## Exercise brief:
List, from the lines below, each one with "styles" in it.

::::::::::

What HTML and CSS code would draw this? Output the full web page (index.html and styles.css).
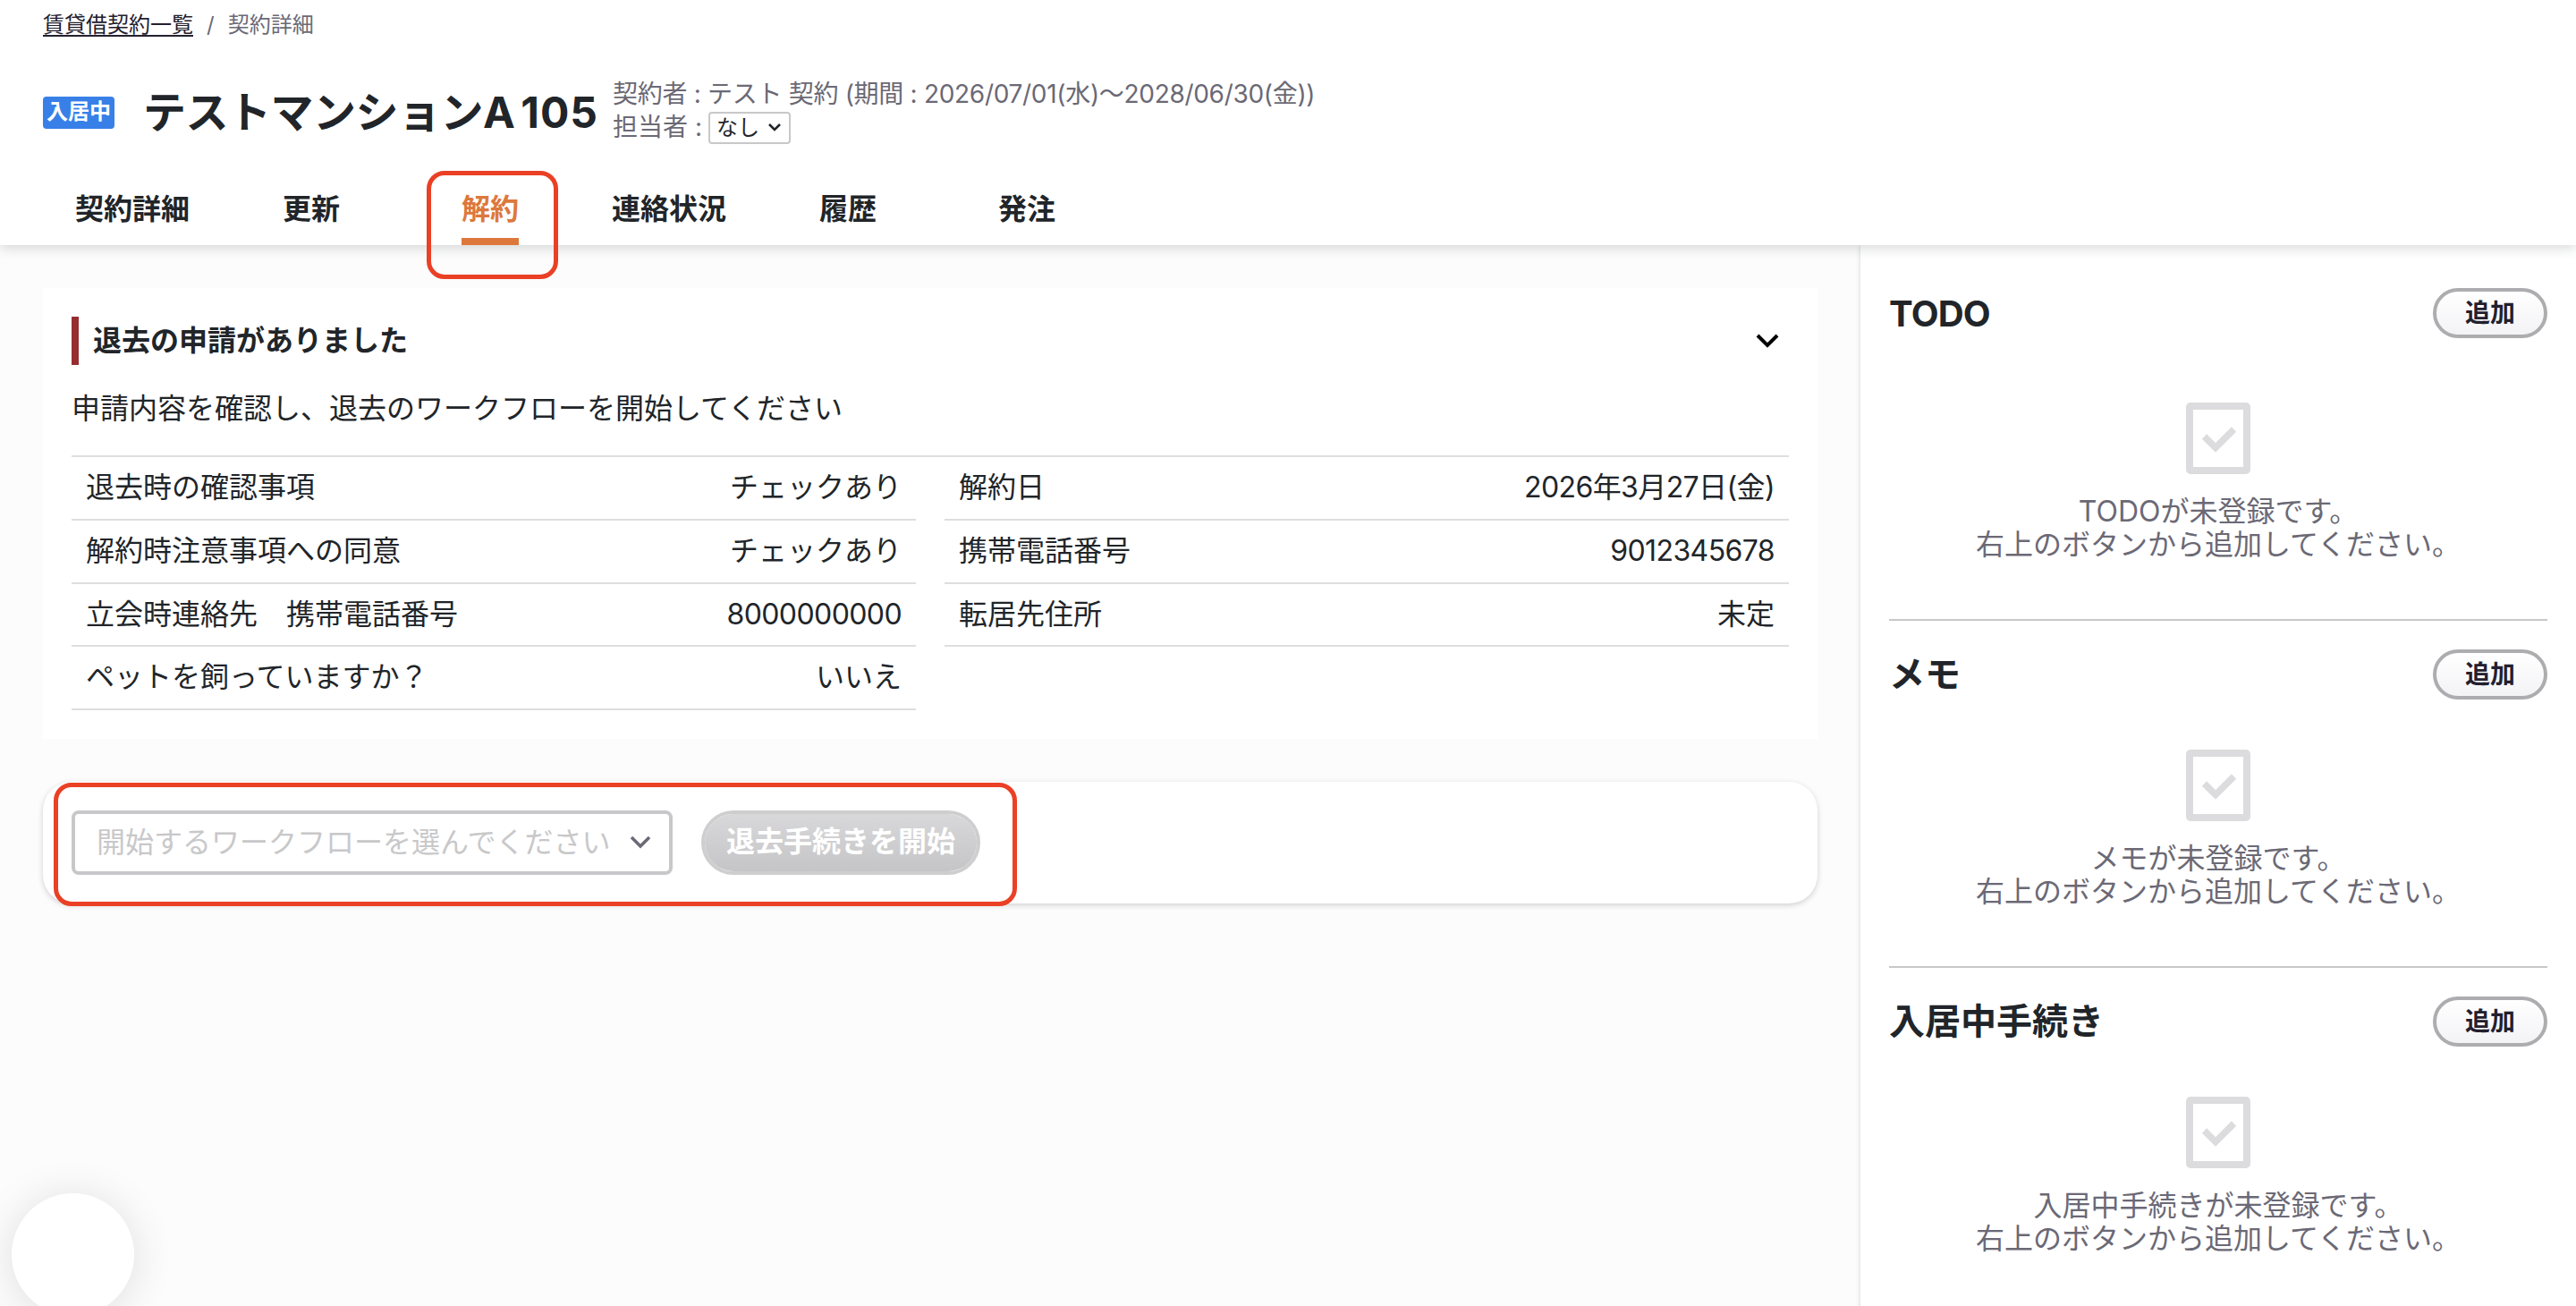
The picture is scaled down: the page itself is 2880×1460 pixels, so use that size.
FILE: index.html
```html
<!DOCTYPE html>
<html lang="ja">
<head>
    <meta charset="UTF-8">
    <meta name="viewport" content="width=device-width, initial-scale=1.0">
    <title>契約詳細</title>
    <link rel="stylesheet" href="styles.css">
</head>
<body>
    <header class="header">
        <nav class="breadcrumb">
            <a href="#">賃貸借契約一覧</a>
            <span class="separator">/</span>
            <span>契約詳細</span>
        </nav>
        <div class="title-row">
            <span class="status-badge">入居中</span>
            <h1>テストマンションA <span class="room">105</span></h1>
            <div class="contract-info">
                <p class="contractor">契約者 : テスト 契約 (期間 : 2026/07/01(水)〜2028/06/30(金))</p>
                <div class="staff">
                    <span>担当者 :</span>
                    <button class="staff-select">
                        なし
                        <svg width="16" height="12" viewBox="0 0 16 12"><path d="M2 2l6 6 6-6" fill="none" stroke="#212529" stroke-width="2.600"/></svg>
                    </button>
                </div>
            </div>
        </div>
        <nav class="tabs">
            <a class="tab" href="#"><span>契約詳細</span></a>
            <a class="tab" href="#"><span>更新</span></a>
            <a class="tab active" href="#"><span>解約</span></a>
            <a class="tab" href="#"><span>連絡状況</span></a>
            <a class="tab" href="#"><span>履歴</span></a>
            <a class="tab" href="#"><span>発注</span></a>
        </nav>
        <div class="highlight highlight-tab"></div>
    </header>

    <div class="layout">
        <main class="main">
            <section class="card">
                <div class="card-head">
                    <h2>退去の申請がありました</h2>
                    <svg width="28" height="18" viewBox="0 0 28 18"><path d="M3 3l11 11L25 3" fill="none" stroke="#000" stroke-width="4"/></svg>
                </div>
                <p class="card-text">申請内容を確認し、退去のワークフローを開始してください</p>
                <div class="details">
                    <dl class="detail-list">
                        <div class="detail-row"><dt>退去時の確認事項</dt><dd>チェックあり</dd></div>
                        <div class="detail-row"><dt>解約時注意事項への同意</dt><dd>チェックあり</dd></div>
                        <div class="detail-row"><dt>立会時連絡先　携帯電話番号</dt><dd class="num">8000000000</dd></div>
                        <div class="detail-row"><dt>ペットを飼っていますか？</dt><dd>いいえ</dd></div>
                    </dl>
                    <dl class="detail-list">
                        <div class="detail-row"><dt>解約日</dt><dd class="num">2026年3月27日(金)</dd></div>
                        <div class="detail-row"><dt>携帯電話番号</dt><dd class="num">9012345678</dd></div>
                        <div class="detail-row"><dt>転居先住所</dt><dd>未定</dd></div>
                    </dl>
                </div>
            </section>

            <section class="workflow">
                <button class="workflow-select">
                    開始するワークフローを選んでください
                    <svg width="24" height="16" viewBox="0 0 24 16"><path d="M2 2l10 10L22 2" fill="none" stroke="#6b6975" stroke-width="3.5"/></svg>
                </button>
                <button class="start-btn" disabled>退去手続きを開始</button>
                <div class="highlight highlight-workflow"></div>
            </section>
        </main>

        <aside class="sidebar">
            <section class="side-section">
                <div class="side-head">
                    <h3>TODO</h3>
                    <button class="add-btn">追加</button>
                </div>
                <div class="empty">
                    <svg width="72" height="80" viewBox="0 0 72 80"><rect x="4" y="4" width="64" height="72" rx="1" fill="none" stroke="#dcdcde" stroke-width="8" stroke-linejoin="round"/><path d="M20.5 38l12.500 12.500L53.500 30" fill="none" stroke="#dcdcde" stroke-width="7.500"/></svg>
                    <p>TODOが未登録です。<br>右上のボタンから追加してください。</p>
                </div>
            </section>
            <section class="side-section">
                <div class="side-head">
                    <h3>メモ</h3>
                    <button class="add-btn">追加</button>
                </div>
                <div class="empty">
                    <svg width="72" height="80" viewBox="0 0 72 80"><rect x="4" y="4" width="64" height="72" rx="1" fill="none" stroke="#dcdcde" stroke-width="8" stroke-linejoin="round"/><path d="M20.5 38l12.500 12.500L53.500 30" fill="none" stroke="#dcdcde" stroke-width="7.500"/></svg>
                    <p>メモが未登録です。<br>右上のボタンから追加してください。</p>
                </div>
            </section>
            <section class="side-section">
                <div class="side-head">
                    <h3>入居中手続き</h3>
                    <button class="add-btn">追加</button>
                </div>
                <div class="empty">
                    <svg width="72" height="80" viewBox="0 0 72 80"><rect x="4" y="4" width="64" height="72" rx="1" fill="none" stroke="#dcdcde" stroke-width="8" stroke-linejoin="round"/><path d="M20.5 38l12.500 12.500L53.500 30" fill="none" stroke="#dcdcde" stroke-width="7.500"/></svg>
                    <p>入居中手続きが未登録です。<br>右上のボタンから追加してください。</p>
                </div>
            </section>
        </aside>
    </div>

    <div class="floating-circle"></div>
</body>
</html>
```

FILE: styles.css
```css
* {
    box-sizing: border-box;
}
body {
    margin: 0;
    height: 1460px;
    overflow: hidden;
    display: flex;
    flex-direction: column;
    font-family: Inter, "Noto Sans CJK JP", sans-serif;
    font-size: 32px;
    color: #212529;
    background-color: #fcfcfc;
}
h1, h2, h3, p, dl, dd {
    margin: 0;
}
button {
    font-family: inherit;
    color: inherit;
    padding: 0;
}
svg {
    display: block;
    flex-shrink: 0;
}
.header {
    position: relative;
    z-index: 2;
    height: 274px;
    flex-shrink: 0;
    padding: 10px 48px 0;
    display: flex;
    flex-direction: column;
    background: white;
    box-shadow: 0 4px 12px rgba(33, 37, 41, 0.16);
}
.breadcrumb {
    display: flex;
    gap: 15px;
    height: 36px;
    line-height: 36px;
    font-size: 24px;
    color: #6b6975;
}
.breadcrumb a {
    color: #23202e;
    text-decoration: underline;
    text-underline-offset: 3px;
    text-decoration-thickness: 2px;
}
.title-row {
    display: flex;
    align-items: center;
    height: 72px;
    margin-top: 44px;
    margin-bottom: 30px;
    padding-bottom: 4px;
}
.status-badge {
    width: 80px;
    height: 36px;
    margin-top: 4px;
    line-height: 34px;
    font-size: 24px;
    font-weight: bold;
    text-align: center;
    color: white;
    background-color: #3880e8;
    border-radius: 4px;
}
h1 {
    width: 526px;
    padding-left: 32px;
    margin-top: 4px;
    font-size: 48px;
    line-height: 60px;
    letter-spacing: -0.5px;
    word-spacing: -4px;
    white-space: nowrap;
}
.room {
    letter-spacing: 1px;
}
.contract-info {
    margin-left: 31px;
    font-size: 28px;
    line-height: 36px;
    color: #6b6975;
}
.contractor {
    letter-spacing: -0.3px;
}
.staff {
    display: flex;
    align-items: center;
    gap: 7px;
    height: 38px;
}
.staff-select {
    display: flex;
    align-items: center;
    justify-content: space-between;
    width: 92px;
    height: 36px;
    margin-top: 2px;
    padding: 0 8px 0 7px;
    font-size: 24px;
    line-height: 30px;
    color: #212529;
    background: white;
    border: 2px solid #c8c8ca;
    border-radius: 4px;
}
.tabs {
    display: flex;
    flex: 1;
}
.tab {
    display: flex;
    justify-content: center;
    width: 200px;
    font-weight: bold;
    color: #212529;
    text-decoration: none;
}
.tab span {
    padding-top: 18px;
    line-height: 48px;
    border-bottom: 8px solid transparent;
}
.tab.active span {
    color: #dd783c;
    border-bottom-color: #dd783c;
}
/* red frames around the parts to point out */
.highlight {
    position: absolute;
    border: 5px solid #ea4025;
    border-radius: 20px;
    pointer-events: none;
}
.highlight-tab {
    left: 477px;
    top: 191px;
    width: 147px;
    height: 121px;
}
.highlight-workflow {
    left: 12px;
    top: 1px;
    width: 1077px;
    height: 138px;
}
.layout {
    display: flex;
    flex: 1;
}
.main {
    flex: 1;
    padding: 48px;
}
.card {
    height: 504px;
    padding: 32px;
    background: white;
}
.card-head {
    display: flex;
    align-items: center;
    justify-content: space-between;
    height: 54px;
    padding-right: 10px;
}
.card-head h2 {
    padding-left: 16px;
    border-left: 8px solid #962e31;
    font-size: 32px;
    line-height: 54px;
}
.card-text {
    margin-top: 25px;
    line-height: 48px;
}
.details {
    display: grid;
    grid-template-columns: 1fr 1fr;
    gap: 32px;
    margin-top: 28px;
    border-top: 2px solid #dedede;
}
.detail-row {
    display: flex;
    justify-content: space-between;
    height: 70.8px;
    padding: 0 16px;
    line-height: 68px;
    border-bottom: 2px solid #dedede;
}
.num {
    letter-spacing: -0.6px;
}
.workflow {
    position: relative;
    display: flex;
    gap: 32px;
    height: 136px;
    margin-top: 48px;
    padding: 32px;
    background: white;
    border-radius: 32px;
    box-shadow: 0 2px 6px rgba(33, 37, 41, 0.2);
}
.workflow-select {
    display: flex;
    align-items: center;
    justify-content: space-between;
    width: 672px;
    height: 72px;
    padding: 0 20px 0 24px;
    font-size: 32px;
    line-height: 60px;
    color: #c8c8ca;
    background: white;
    border: 4px solid #c8c8ca;
    border-radius: 8px;
}
.start-btn {
    width: 312px;
    height: 72px;
    padding-bottom: 2px;
    font-size: 32px;
    line-height: 60px;
    font-weight: bold;
    color: white;
    background: linear-gradient(#d8d8da, #c5c5c7) padding-box;
    border: 4px solid #cececf;
    border-radius: 36px;
}
.sidebar {
    width: 800px;
    padding: 48px 32px 0;
    background: white;
    box-shadow: 0 0 5px rgba(33, 37, 41, 0.2);
}
.side-section {
    height: 388px;
    padding-top: 32px;
    border-bottom: 2px solid #c8c8ca;
}
.side-section:first-child {
    height: 372px;
    padding-top: 0;
}
.side-section:last-child {
    border-bottom: none;
}
.side-head {
    display: flex;
    align-items: center;
    justify-content: space-between;
    height: 56px;
}
.side-head h3 {
    font-size: 40px;
    line-height: 56px;
}
.side-section:first-child h3 {
    padding-top: 2px;
    letter-spacing: -0.8px;
}
.add-btn {
    width: 128px;
    height: 56px;
    font-size: 28px;
    line-height: 44px;
    font-weight: bold;
    color: #23202e;
    background: linear-gradient(#fff, #f3f3f6) padding-box;
    border: 4px solid #adadb0;
    border-radius: 28px;
}
.empty {
    display: flex;
    flex-direction: column;
    align-items: center;
    gap: 24px;
    padding-top: 56px;
    line-height: 36.8px;
    text-align: center;
    color: #6b6975;
}
.side-section:first-child .empty {
    padding-top: 72px;
}
.floating-circle {
    position: fixed;
    z-index: 3;
    left: 13px;
    top: 1334px;
    width: 137px;
    height: 137px;
    background: white;
    border-radius: 50%;
    box-shadow: 0 4px 48px rgba(0, 0, 0, 0.12);
}
```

::::::::::

## Task solution:
What HTML and CSS code would draw this? Output the full web page (index.html and styles.css).
    <link rel="stylesheet" href="styles.css">
FILE: styles.css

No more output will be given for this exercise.